Your task is to give the listing below back word for word, pictures excluded.

+++

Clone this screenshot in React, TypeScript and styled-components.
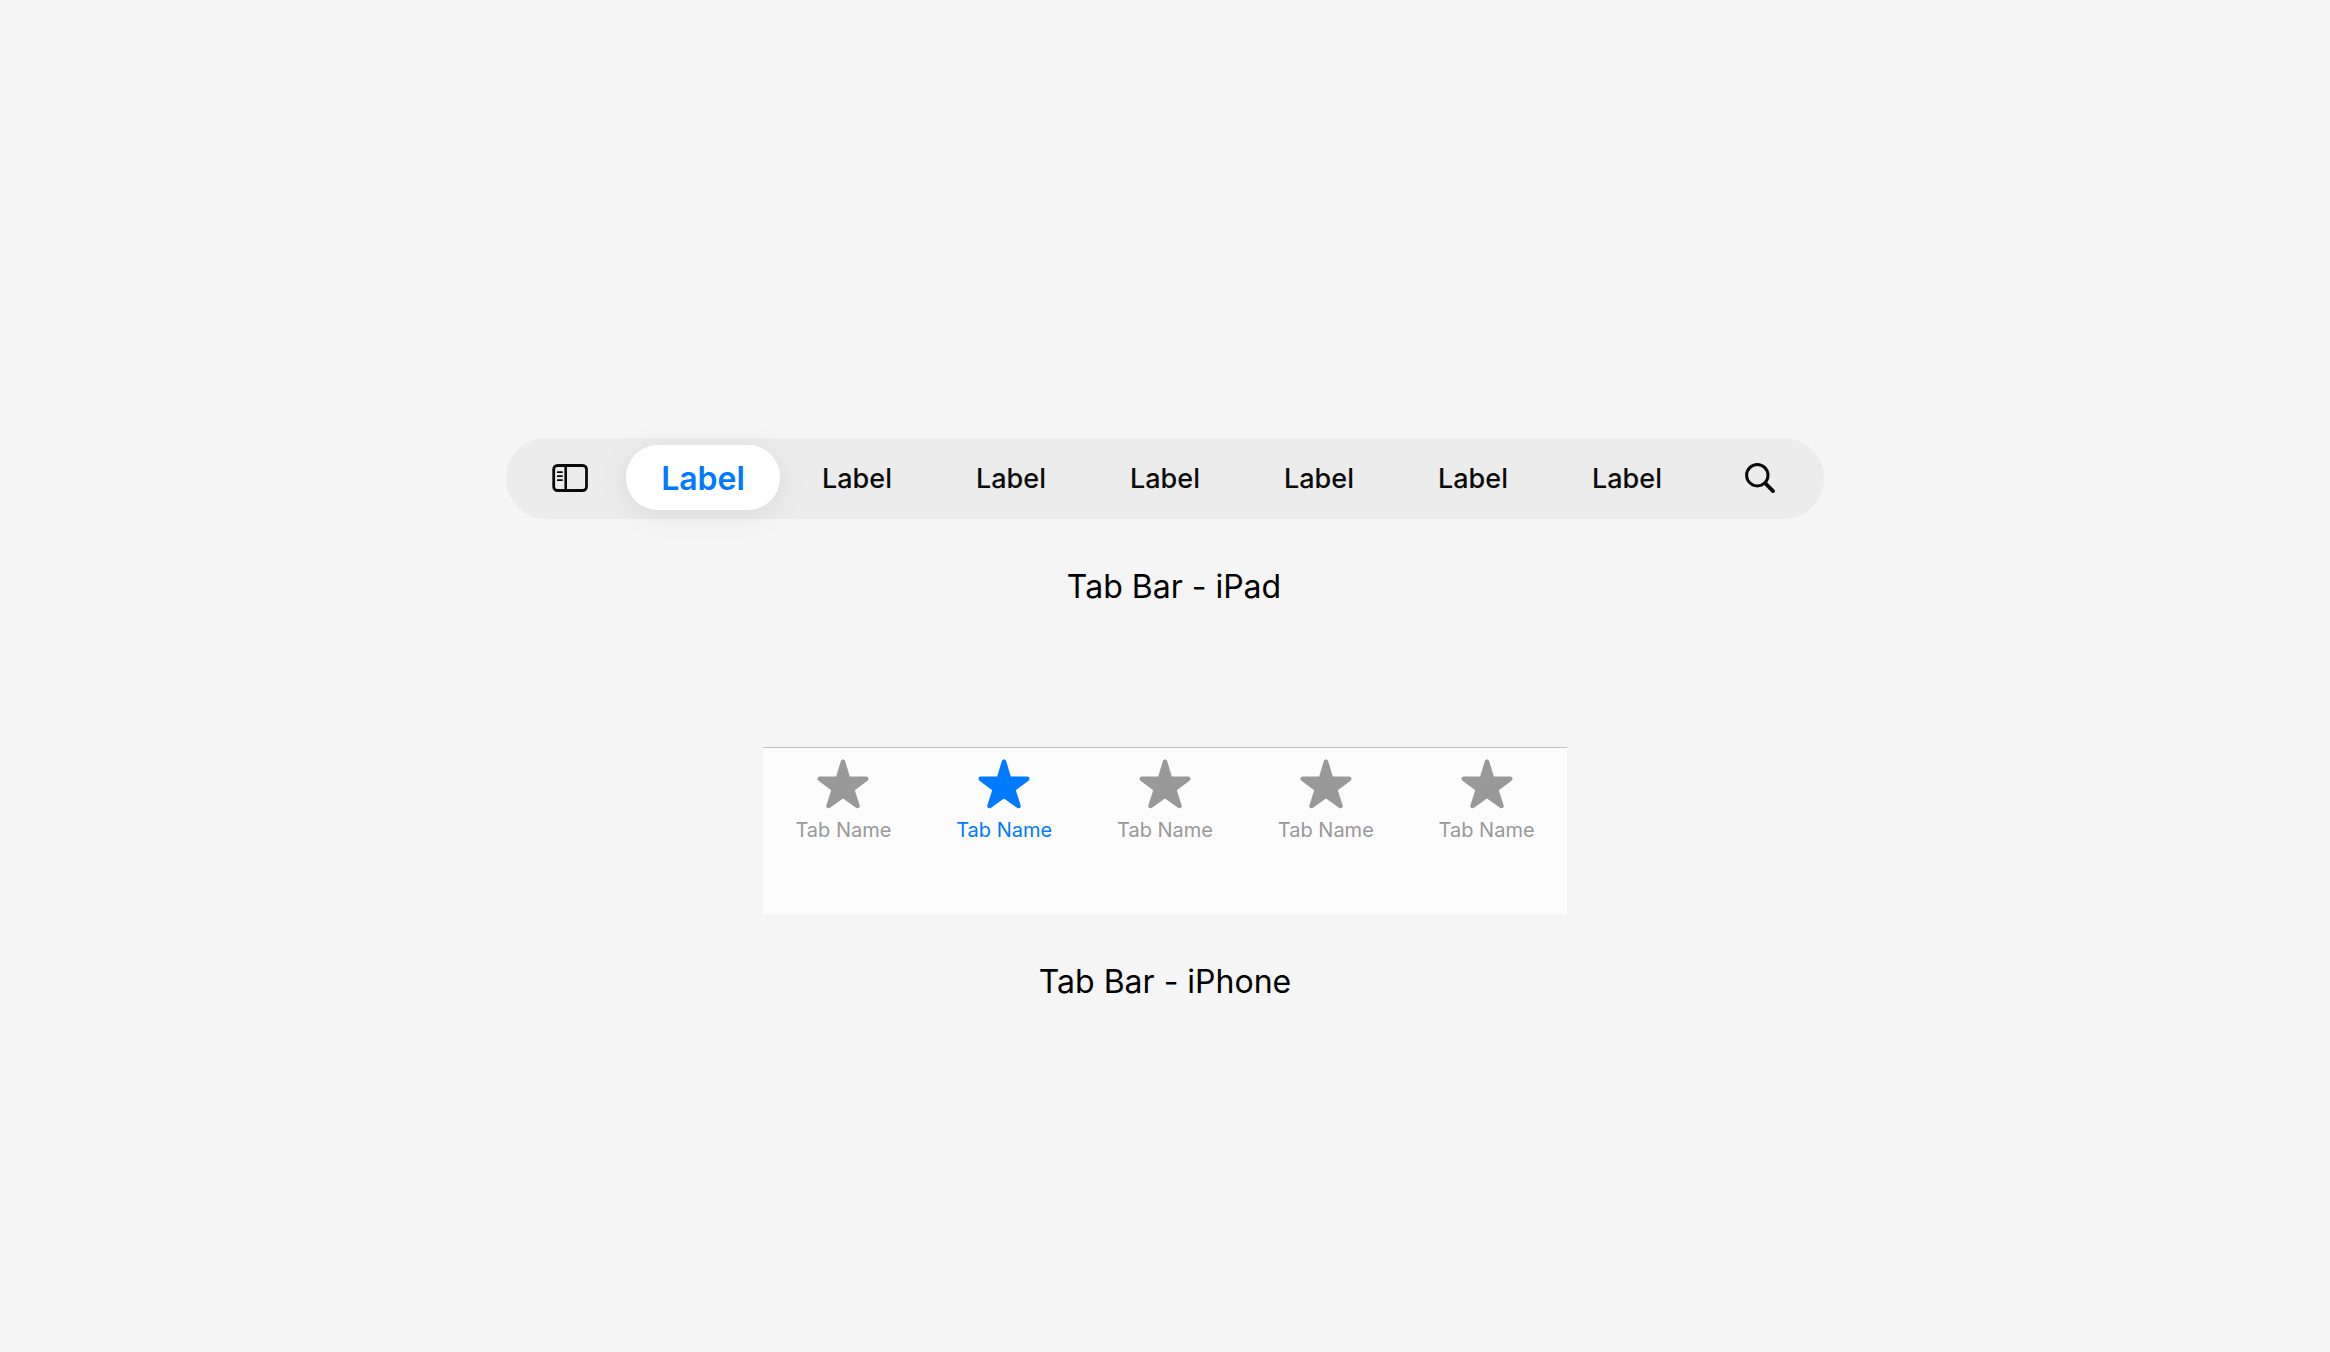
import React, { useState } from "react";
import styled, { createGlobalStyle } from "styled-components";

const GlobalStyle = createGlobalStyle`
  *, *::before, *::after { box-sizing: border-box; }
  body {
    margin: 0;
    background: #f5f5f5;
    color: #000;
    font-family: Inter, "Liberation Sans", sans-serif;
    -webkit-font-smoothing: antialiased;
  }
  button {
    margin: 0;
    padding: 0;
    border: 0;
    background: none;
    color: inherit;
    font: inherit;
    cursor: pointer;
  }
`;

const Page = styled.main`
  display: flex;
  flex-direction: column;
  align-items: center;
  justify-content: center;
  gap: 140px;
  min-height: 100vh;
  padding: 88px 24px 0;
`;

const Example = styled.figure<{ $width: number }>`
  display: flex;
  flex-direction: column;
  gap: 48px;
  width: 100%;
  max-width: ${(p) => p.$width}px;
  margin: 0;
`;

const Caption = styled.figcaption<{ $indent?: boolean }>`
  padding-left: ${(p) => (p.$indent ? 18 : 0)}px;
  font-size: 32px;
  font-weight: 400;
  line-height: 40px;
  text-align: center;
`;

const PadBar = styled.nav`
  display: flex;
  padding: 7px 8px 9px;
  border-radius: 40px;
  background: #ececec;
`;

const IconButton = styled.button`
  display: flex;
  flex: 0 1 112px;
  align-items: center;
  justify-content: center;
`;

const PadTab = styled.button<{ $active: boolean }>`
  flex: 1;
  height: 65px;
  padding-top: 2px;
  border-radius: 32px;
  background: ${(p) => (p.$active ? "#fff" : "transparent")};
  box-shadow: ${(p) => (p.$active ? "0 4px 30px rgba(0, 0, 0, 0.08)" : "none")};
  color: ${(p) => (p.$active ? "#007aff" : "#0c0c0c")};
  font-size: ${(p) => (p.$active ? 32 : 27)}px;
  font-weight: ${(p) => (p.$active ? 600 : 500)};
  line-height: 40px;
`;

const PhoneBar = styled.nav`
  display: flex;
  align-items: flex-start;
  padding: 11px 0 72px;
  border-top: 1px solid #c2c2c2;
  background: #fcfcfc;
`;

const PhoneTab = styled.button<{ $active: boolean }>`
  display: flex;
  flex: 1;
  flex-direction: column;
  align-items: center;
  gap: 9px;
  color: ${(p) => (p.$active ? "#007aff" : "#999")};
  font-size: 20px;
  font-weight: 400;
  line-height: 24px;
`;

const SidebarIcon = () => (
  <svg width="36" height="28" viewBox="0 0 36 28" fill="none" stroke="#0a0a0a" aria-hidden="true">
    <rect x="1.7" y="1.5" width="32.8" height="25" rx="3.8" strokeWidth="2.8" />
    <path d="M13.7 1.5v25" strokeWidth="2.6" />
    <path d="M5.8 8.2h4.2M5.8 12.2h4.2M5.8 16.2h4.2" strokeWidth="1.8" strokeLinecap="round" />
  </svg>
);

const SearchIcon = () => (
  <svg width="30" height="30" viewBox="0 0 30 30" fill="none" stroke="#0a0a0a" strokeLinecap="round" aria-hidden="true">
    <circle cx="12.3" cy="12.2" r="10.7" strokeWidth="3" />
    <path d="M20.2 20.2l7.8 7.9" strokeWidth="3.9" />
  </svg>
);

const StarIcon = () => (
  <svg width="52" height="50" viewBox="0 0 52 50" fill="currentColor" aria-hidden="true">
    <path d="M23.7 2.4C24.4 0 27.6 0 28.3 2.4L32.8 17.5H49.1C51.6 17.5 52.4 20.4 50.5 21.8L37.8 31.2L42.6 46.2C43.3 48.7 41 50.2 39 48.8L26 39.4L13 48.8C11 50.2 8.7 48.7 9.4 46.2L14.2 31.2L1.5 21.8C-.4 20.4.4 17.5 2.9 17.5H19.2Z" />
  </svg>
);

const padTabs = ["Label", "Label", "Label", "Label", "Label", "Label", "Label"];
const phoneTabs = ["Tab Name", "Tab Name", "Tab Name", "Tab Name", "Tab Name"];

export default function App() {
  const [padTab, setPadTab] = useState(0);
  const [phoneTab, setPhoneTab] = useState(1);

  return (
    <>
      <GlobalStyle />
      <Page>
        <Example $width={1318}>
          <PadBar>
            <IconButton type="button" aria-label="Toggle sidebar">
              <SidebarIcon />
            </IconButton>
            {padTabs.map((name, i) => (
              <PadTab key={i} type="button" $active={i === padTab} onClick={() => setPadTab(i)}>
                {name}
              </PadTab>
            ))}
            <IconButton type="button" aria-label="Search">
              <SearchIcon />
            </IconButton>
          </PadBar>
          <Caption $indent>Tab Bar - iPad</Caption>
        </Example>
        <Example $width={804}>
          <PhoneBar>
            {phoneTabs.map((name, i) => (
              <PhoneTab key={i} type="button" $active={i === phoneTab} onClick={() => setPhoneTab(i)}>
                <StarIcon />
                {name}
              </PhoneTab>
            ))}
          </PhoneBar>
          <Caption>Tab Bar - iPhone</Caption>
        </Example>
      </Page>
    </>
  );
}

+++

THE OUTPUT:
Clone this screenshot in React, TypeScript and styled-components.
import React, { useState } from "react";
import styled, { createGlobalStyle } from "styled-components";

const GlobalStyle = createGlobalStyle`
  *, *::before, *::after { box-sizing: border-box; }
  body {
    margin: 0;
    background: #f5f5f5;
    color: #000;
    font-family: Inter, "Liberation Sans", sans-serif;
    -webkit-font-smoothing: antialiased;
  }
  button {
    margin: 0;
    padding: 0;
    border: 0;
    background: none;
    color: inherit;
    font: inherit;
    cursor: pointer;
  }
`;

const Page = styled.main`
  display: flex;
  flex-direction: column;
  align-items: center;
  justify-content: center;
  gap: 140px;
  min-height: 100vh;
  padding: 88px 24px 0;
`;

const Example = styled.figure<{ $width: number }>`
  display: flex;
  flex-direction: column;
  gap: 48px;
  width: 100%;
  max-width: ${(p) => p.$width}px;
  margin: 0;
`;

const Caption = styled.figcaption<{ $indent?: boolean }>`
  padding-left: ${(p) => (p.$indent ? 18 : 0)}px;
  font-size: 32px;
  font-weight: 400;
  line-height: 40px;
  text-align: center;
`;

const PadBar = styled.nav`
  display: flex;
  padding: 7px 8px 9px;
  border-radius: 40px;
  background: #ececec;
`;

const IconButton = styled.button`
  display: flex;
  flex: 0 1 112px;
  align-items: center;
  justify-content: center;
`;

const PadTab = styled.button<{ $active: boolean }>`
  flex: 1;
  height: 65px;
  padding-top: 2px;
  border-radius: 32px;
  background: ${(p) => (p.$active ? "#fff" : "transparent")};
  box-shadow: ${(p) => (p.$active ? "0 4px 30px rgba(0, 0, 0, 0.08)" : "none")};
  color: ${(p) => (p.$active ? "#007aff" : "#0c0c0c")};
  font-size: ${(p) => (p.$active ? 32 : 27)}px;
  font-weight: ${(p) => (p.$active ? 600 : 500)};
  line-height: 40px;
`;

const PhoneBar = styled.nav`
  display: flex;
  align-items: flex-start;
  padding: 11px 0 72px;
  border-top: 1px solid #c2c2c2;
  background: #fcfcfc;
`;

const PhoneTab = styled.button<{ $active: boolean }>`
  display: flex;
  flex: 1;
  flex-direction: column;
  align-items: center;
  gap: 9px;
  color: ${(p) => (p.$active ? "#007aff" : "#999")};
  font-size: 20px;
  font-weight: 400;
  line-height: 24px;
`;

const SidebarIcon = () => (
  <svg width="36" height="28" viewBox="0 0 36 28" fill="none" stroke="#0a0a0a" aria-hidden="true">
    <rect x="1.7" y="1.5" width="32.8" height="25" rx="3.8" strokeWidth="2.8" />
    <path d="M13.7 1.5v25" strokeWidth="2.6" />
    <path d="M5.8 8.2h4.2M5.8 12.2h4.2M5.8 16.2h4.2" strokeWidth="1.8" strokeLinecap="round" />
  </svg>
);

const SearchIcon = () => (
  <svg width="30" height="30" viewBox="0 0 30 30" fill="none" stroke="#0a0a0a" strokeLinecap="round" aria-hidden="true">
    <circle cx="12.3" cy="12.2" r="10.7" strokeWidth="3" />
    <path d="M20.2 20.2l7.8 7.9" strokeWidth="3.9" />
  </svg>
);

const StarIcon = () => (
  <svg width="52" height="50" viewBox="0 0 52 50" fill="currentColor" aria-hidden="true">
    <path d="M23.7 2.4C24.4 0 27.6 0 28.3 2.4L32.8 17.5H49.1C51.6 17.5 52.4 20.4 50.5 21.8L37.8 31.2L42.6 46.2C43.3 48.7 41 50.2 39 48.8L26 39.4L13 48.8C11 50.2 8.7 48.7 9.4 46.2L14.2 31.2L1.5 21.8C-.4 20.4.4 17.5 2.9 17.5H19.2Z" />
  </svg>
);

const padTabs = ["Label", "Label", "Label", "Label", "Label", "Label", "Label"];
const phoneTabs = ["Tab Name", "Tab Name", "Tab Name", "Tab Name", "Tab Name"];

export default function App() {
  const [padTab, setPadTab] = useState(0);
  const [phoneTab, setPhoneTab] = useState(1);

  return (
    <>
      <GlobalStyle />
      <Page>
        <Example $width={1318}>
          <PadBar>
            <IconButton type="button" aria-label="Toggle sidebar">
              <SidebarIcon />
            </IconButton>
            {padTabs.map((name, i) => (
              <PadTab key={i} type="button" $active={i === padTab} onClick={() => setPadTab(i)}>
                {name}
              </PadTab>
            ))}
            <IconButton type="button" aria-label="Search">
              <SearchIcon />
            </IconButton>
          </PadBar>
          <Caption $indent>Tab Bar - iPad</Caption>
        </Example>
        <Example $width={804}>
          <PhoneBar>
            {phoneTabs.map((name, i) => (
              <PhoneTab key={i} type="button" $active={i === phoneTab} onClick={() => setPhoneTab(i)}>
                <StarIcon />
                {name}
              </PhoneTab>
            ))}
          </PhoneBar>
          <Caption>Tab Bar - iPhone</Caption>
        </Example>
      </Page>
    </>
  );
}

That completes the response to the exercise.